Our Ambassadors at Petrograd, (July 24, 1914), Rome, (July 29, 1914) and Paris (July 30, 1914), each stated that the Foreign Offices of Russia, Italy and France respectively thought that Germany was counting on our neutrality, while the German Foreign Minister, after war was actually declared, seemed totally unable to understand how we could go to war for what he called "a Scrap of Paper." The "Scrap of Paper" happened to be a treaty guaranteeing the neutrality of Belgium and signed by both Great Britain and Germany![15] The whole case is put in a nutshell in the despatch from the British Ambassador at Vienna, dated August 1, 1914, in which he says:—
"I agree ... that the German Ambassador at Vienna desired war from the first, and that his strong personal bias probably coloured his action here.
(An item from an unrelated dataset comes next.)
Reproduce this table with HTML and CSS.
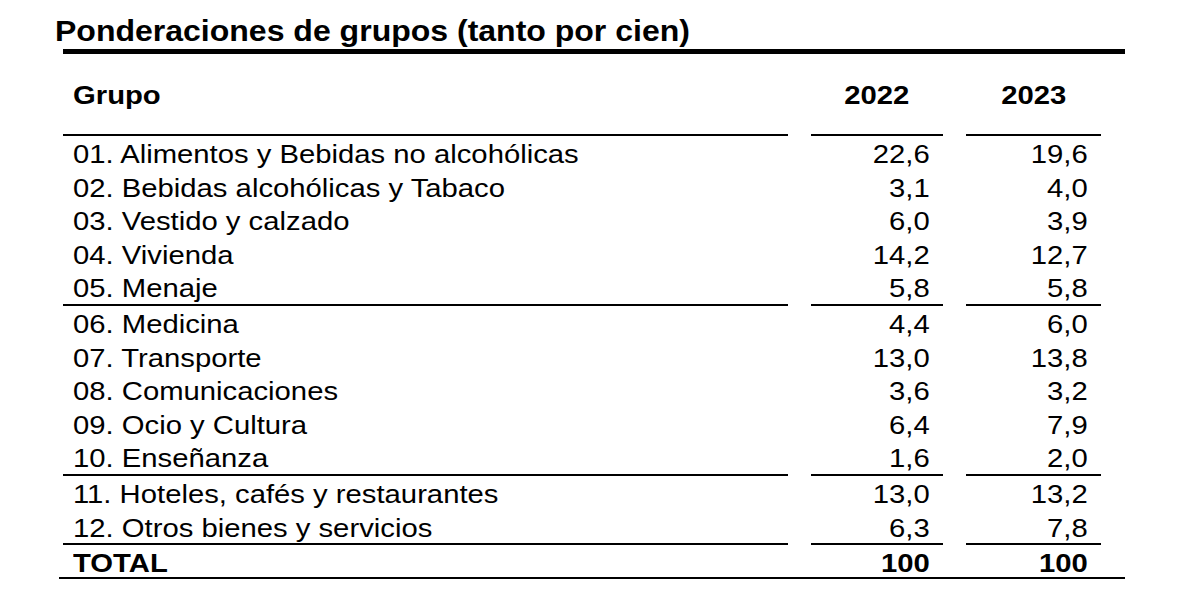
FILE: index.html
```html
<!DOCTYPE html>
<html lang="es">
<head>
<meta charset="utf-8">
<title>Ponderaciones de grupos</title>
<link rel="stylesheet" href="styles.css">
</head>
<body>
<div class="page">
  <h1 class="title"><span class="t">Ponderaciones de grupos (tanto por cien)</span></h1>
  <div class="table">
    <div class="row head">
      <div class="cell label"><span class="t">Grupo</span></div>
      <div class="cell year"><span class="t">2022</span></div>
      <div class="cell year"><span class="t">2023</span></div>
    </div>
    <div class="grp">
      <div class="row"><div class="cell label"><span class="t">01. Alimentos y Bebidas no alcohólicas</span></div><div class="cell num"><span class="t">22,6</span></div><div class="cell num"><span class="t">19,6</span></div></div>
      <div class="row"><div class="cell label"><span class="t">02. Bebidas alcohólicas y Tabaco</span></div><div class="cell num"><span class="t">3,1</span></div><div class="cell num"><span class="t">4,0</span></div></div>
      <div class="row"><div class="cell label"><span class="t">03. Vestido y calzado</span></div><div class="cell num"><span class="t">6,0</span></div><div class="cell num"><span class="t">3,9</span></div></div>
      <div class="row"><div class="cell label"><span class="t">04. Vivienda</span></div><div class="cell num"><span class="t">14,2</span></div><div class="cell num"><span class="t">12,7</span></div></div>
      <div class="row"><div class="cell label"><span class="t">05. Menaje</span></div><div class="cell num"><span class="t">5,8</span></div><div class="cell num"><span class="t">5,8</span></div></div>
    </div>
    <div class="grp">
      <div class="row"><div class="cell label"><span class="t">06. Medicina</span></div><div class="cell num"><span class="t">4,4</span></div><div class="cell num"><span class="t">6,0</span></div></div>
      <div class="row"><div class="cell label"><span class="t">07. Transporte</span></div><div class="cell num"><span class="t">13,0</span></div><div class="cell num"><span class="t">13,8</span></div></div>
      <div class="row"><div class="cell label"><span class="t">08. Comunicaciones</span></div><div class="cell num"><span class="t">3,6</span></div><div class="cell num"><span class="t">3,2</span></div></div>
      <div class="row"><div class="cell label"><span class="t">09. Ocio y Cultura</span></div><div class="cell num"><span class="t">6,4</span></div><div class="cell num"><span class="t">7,9</span></div></div>
      <div class="row"><div class="cell label"><span class="t">10. Enseñanza</span></div><div class="cell num"><span class="t">1,6</span></div><div class="cell num"><span class="t">2,0</span></div></div>
    </div>
    <div class="grp">
      <div class="row"><div class="cell label"><span class="t">11. Hoteles, cafés y restaurantes</span></div><div class="cell num"><span class="t">13,0</span></div><div class="cell num"><span class="t">13,2</span></div></div>
      <div class="row"><div class="cell label"><span class="t">12. Otros bienes y servicios</span></div><div class="cell num"><span class="t">6,3</span></div><div class="cell num"><span class="t">7,8</span></div></div>
    </div>
    <div class="row total">
      <div class="cell label"><span class="t">TOTAL</span></div>
      <div class="cell num"><span class="t">100</span></div>
      <div class="cell num"><span class="t">100</span></div>
    </div>
  </div>
</div>
</body>
</html>
```
FILE: styles.css
```css
html, body {
  margin: 0;
  padding: 0;
  background: #fff;
}

body {
  font-family: "Liberation Sans", Arial, sans-serif;
  color: #000;
}

.page {
  padding: 13px 0 0 55px;
}

.t {
  display: inline-block;
  white-space: nowrap;
  transform: scaleX(1.17);
  transform-origin: left center;
}

.title {
  margin: 0;
  font-size: 30px;
  line-height: 36px;
  font-weight: bold;
}

.title .t {
  transform: scaleX(1.067);
}

.table {
  margin-left: 8px;
  width: 1062px;
  border-top: 5px solid #000;
}

.row {
  display: grid;
  grid-template-columns: 725px 132px 135px;
  column-gap: 23px;
  font-size: 25px;
  line-height: 30.6px;
  height: 33.6px;
  box-sizing: border-box;
  padding-top: 3px;
}

.cell {
  white-space: nowrap;
}

.label {
  padding-left: 10px;
}

.num {
  text-align: right;
  padding-right: 13px;
}

.num .t {
  transform-origin: right center;
}

.head {
  height: 82px;
  padding-top: 0;
  font-weight: bold;
}

.head .cell {
  height: 82px;
  padding-top: 2px;
  line-height: 78px;
  border-bottom: 2px solid #000;
  box-sizing: border-box;
}

.head .year {
  text-align: center;
}

.head .year .t {
  transform-origin: center center;
}

.grp > .row:last-child .cell {
  border-bottom: 2px solid #000;
}

.grp > .row:last-child {
  height: 35.6px;
}

.total {
  font-weight: bold;
  height: 34px;
  border-bottom: 2px solid #000;
  margin-left: -4px;
  padding-left: 4px;
  width: 1066px;
}
```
The Russian Ambassador is convinced that the German Government also desired war from the first.... Nothing can alter the determination of Austro-Hungarian Government to proceed on their present course, if they have made up their mind with the approval of Germany."[16]
FOOTNOTES:
[12] Cd. 7717, No. 18.
[13] See Appendix "B."
[14] Great Britain and the European Crisis, No. 47.
[15] Great Britain and the European Crisis, Nos. 80, 99 and 160.
[16] Great Britain and the European Crisis, No. 141.